Peter Hoskin

The OBR warns of a fiscal storm

The Office for Budget Responsibility’s 126-page Fiscal Sustainability Report really oughtn’t make for electrifying reading. But it does. What Robert Chote and his gang of number-crunchers have done is to gaze into our fiscal abyss, and summon up forecasts so that the abyss can gaze back into us. I mean, look at the graph above. On the OBR’s account, our country’s debt burden could well rise from around 70 per cent of GDP now to over 100 per cent in 50 years time. It is a perturbing trajectory, to say the least.

But, before we go any further, we should slap all kinds of health warnings across this. Long-term forecasting is, by its very nature, an uncertain science — and there are plenty of uncertainties in the OBR’s work. Grand assumptions have been made about everything from the trend rate of growth to the level of government spending. Indeed, the debt forecasts above assume that underlying spending rises in line with GDP, and that there’s no substantial change to tax policy. But it’s hard to imagine that many governments would allow this sort of deficit to fester between spending and tax receipts (unless, of course, Gordon Brown comes back into power):

So what does the OBR’s work actually show us? Basically, the extent to which demographic changes could upset our public finances. Or, as they put it in the report, “These projections suggest that the public finances are likely to come under pressure over the longer term, primarily as a result of an ageing population.” Most of the upwards pressure on spending that they foresee is because of people dying later. Health spending will go from 7.4 per cent of GDP in 2016 to 9.8 per cent in 2061. Long-term care from 1.2 per cent to 2. And pensions from 5.5 per cent to 7.9 (although public sector pensions are slated to fall). Stir in debt interest repayments, rising from 2.8 per cent to 4.5, and you have a dangerous cocktail of more spending, spending, spending.

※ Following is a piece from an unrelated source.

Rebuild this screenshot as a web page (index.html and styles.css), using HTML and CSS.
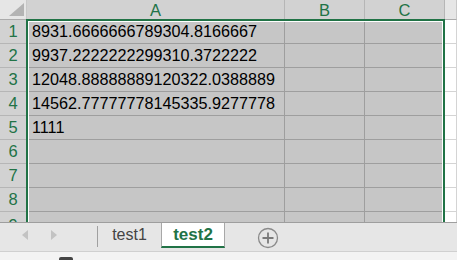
FILE: index.html
```html
<!DOCTYPE html>
<html>
<head>
<meta charset="utf-8">
<link rel="stylesheet" href="styles.css">
</head>
<body>
<div class="app">
  <div class="sheet">
    <div class="grid">
      <div class="corner"><svg width="27" height="20" viewBox="0 0 27 20"><polygon points="24,3 24,16 9,16" fill="#b3b3b3"/></svg></div>
      <div class="colhead sel">A</div>
      <div class="colhead sel">B</div>
      <div class="colhead sel">C</div>
      <div class="colhead"></div>

      <div class="rowhead">1</div><div class="cell s">8931.6666666789304.8166667</div><div class="cell s"></div><div class="cell s"></div><div class="cell"></div>
      <div class="rowhead">2</div><div class="cell s">9937.2222222299310.3722222</div><div class="cell s"></div><div class="cell s"></div><div class="cell"></div>
      <div class="rowhead">3</div><div class="cell s">12048.88888889120322.0388889</div><div class="cell s"></div><div class="cell s"></div><div class="cell"></div>
      <div class="rowhead">4</div><div class="cell s">14562.77777778145335.9277778</div><div class="cell s"></div><div class="cell s"></div><div class="cell"></div>
      <div class="rowhead">5</div><div class="cell s">1111</div><div class="cell s"></div><div class="cell s"></div><div class="cell"></div>
      <div class="rowhead">6</div><div class="cell s"></div><div class="cell s"></div><div class="cell s"></div><div class="cell"></div>
      <div class="rowhead">7</div><div class="cell s"></div><div class="cell s"></div><div class="cell s"></div><div class="cell"></div>
      <div class="rowhead">8</div><div class="cell s"></div><div class="cell s"></div><div class="cell s"></div><div class="cell"></div>
      <div class="rowhead last">9</div><div class="cell s"></div><div class="cell s"></div><div class="cell s"></div><div class="cell"></div>
    </div>
    <div class="selection"></div>
  </div>
  <div class="tabbar">
    <div class="nav">
      <svg class="arrow left" width="6" height="10" viewBox="0 0 6 10"><polygon points="6,0 6,10 0,5" fill="#c3c3c3"/></svg>
      <svg class="arrow right" width="6" height="10" viewBox="0 0 6 10"><polygon points="0,0 0,10 6,5" fill="#c3c3c3"/></svg>
    </div>
    <div class="sep"></div>
    <div class="tab">test1</div>
    <div class="tab active">test2</div>
    <div class="add">
      <svg width="22" height="22" viewBox="0 0 22 22"><circle cx="11" cy="11" r="9.5" fill="none" stroke="#8a8a8a" stroke-width="1.3"/><path d="M11 5.5v11M5.5 11h11" stroke="#7a7a7a" stroke-width="1.8"/></svg>
    </div>
  </div>
  <div class="status">
    <div class="status-icon"></div>
  </div>
</div>
</body>
</html>
```

FILE: styles.css
```css
html, body {
  margin: 0;
  padding: 0;
  background: #ffffff;
}
.app {
  width: 457px;
  height: 260px;
  overflow: hidden;
  font-family: "Liberation Sans", Arial, sans-serif;
  display: flex;
  flex-direction: column;
}
.sheet {
  position: relative;
  height: 222px;
  overflow: hidden;
  flex: none;
}
.grid {
  display: grid;
  grid-template-columns: 27px 258px 80px 80px 1fr;
  grid-template-rows: 20px repeat(9, 24px);
}
.corner {
  background: #e6e6e6;
  border-right: 1px solid #c8c8c8;
  border-bottom: 1px solid #ababab;
  box-sizing: border-box;
  height: 20px;
}
.corner svg { display: block; }
.colhead {
  background: #e6e6e6;
  border-right: 1px solid #c8c8c8;
  border-bottom: 1px solid #ababab;
  box-sizing: border-box;
  font-size: 16.5px;
  line-height: 20px;
  text-align: center;
  color: #217346;
}
.colhead.sel {
  background: #d2d2d2;
  border-right-color: #b6b6b6;
}
.rowhead {
  background: #d2d2d2;
  border-right: 1px solid #ababab;
  border-bottom: 1px solid #b6b6b6;
  box-sizing: border-box;
  font-size: 16.5px;
  line-height: 23px;
  text-align: center;
  color: #217346;
}
.rowhead.last {
  line-height: 26px;
}
.cell {
  background: #ffffff;
  border-right: 1px solid #d4d4d4;
  border-bottom: 1px solid #d4d4d4;
  box-sizing: border-box;
  font-size: 16.2px;
  line-height: 23px;
  padding-left: 5px;
  color: #000000;
  white-space: nowrap;
}
.cell.s {
  background: #c6c6c6;
  border-right-color: #9e9e9e;
  border-bottom-color: #9e9e9e;
}
.selection {
  position: absolute;
  left: 26px;
  top: 19px;
  width: 419px;
  height: 240px;
  border: 2px solid #217346;
  box-sizing: border-box;
  box-shadow: inset 1px 1px 0 #ffffff, inset -1px 0 0 #ffffff;
  pointer-events: none;
}
.tabbar {
  height: 29px;
  flex: none;
  background: #e6e6e6;
  border-top: 1px solid #9e9e9e;
  box-sizing: border-box;
  display: flex;
  align-items: flex-start;
}
.nav {
  width: 97px;
  height: 28px;
  display: flex;
  align-items: center;
  padding-left: 22px;
  box-sizing: border-box;
  gap: 23px;
}
.arrow { display: block; margin-top: -4px; }
.sep {
  width: 1px;
  height: 21px;
  margin-top: 3px;
  background: #a0a0a0;
}
.tab {
  width: 63px;
  height: 25px;
  font-size: 16px;
  line-height: 23px;
  text-align: center;
  color: #444444;
  box-sizing: border-box;
}
.tab.active {
  width: 64px;
  background: #ffffff;
  color: #217346;
  font-weight: bold;
  font-size: 17px;
  border-left: 1px solid #a8a8a8;
  border-right: 1px solid #a8a8a8;
  border-bottom: 2px solid #217346;
}
.add {
  margin-left: 32px;
  margin-top: 4px;
}
.add svg { display: block; }
.status {
  flex: 1;
  background: #f3f3f3;
  border-top: 1px solid #d0d0d0;
  position: relative;
}
.status-icon {
  margin-left: 59px;
  margin-top: 5px;
  width: 14px;
  height: 4px;
  background: #444444;
  border-radius: 2px 2px 0 0;
}
```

As sobering and as uncertain as they are, it’s encouraging that the OBR is putting these projections into the public domain. The fiscal debate has, for too long, lacked the emphasis on the long-term that is more or less normal practice in America. Rectifying that should encourage our politicians to concentrate on some of the choices facing them in the years ahead. Are they happy to countenance health spending at 10 per cent of GDP, or do they need to shift more treatments towards the private sector? Can they do more to curtail in rise in pension costs? And so on.

It is all about drawing lines in the hazy territory of the future, sketching out the path we want to be on. If those lines aren’t drawn, then the dread graph at the top of this post could become an outcome, not a forecast.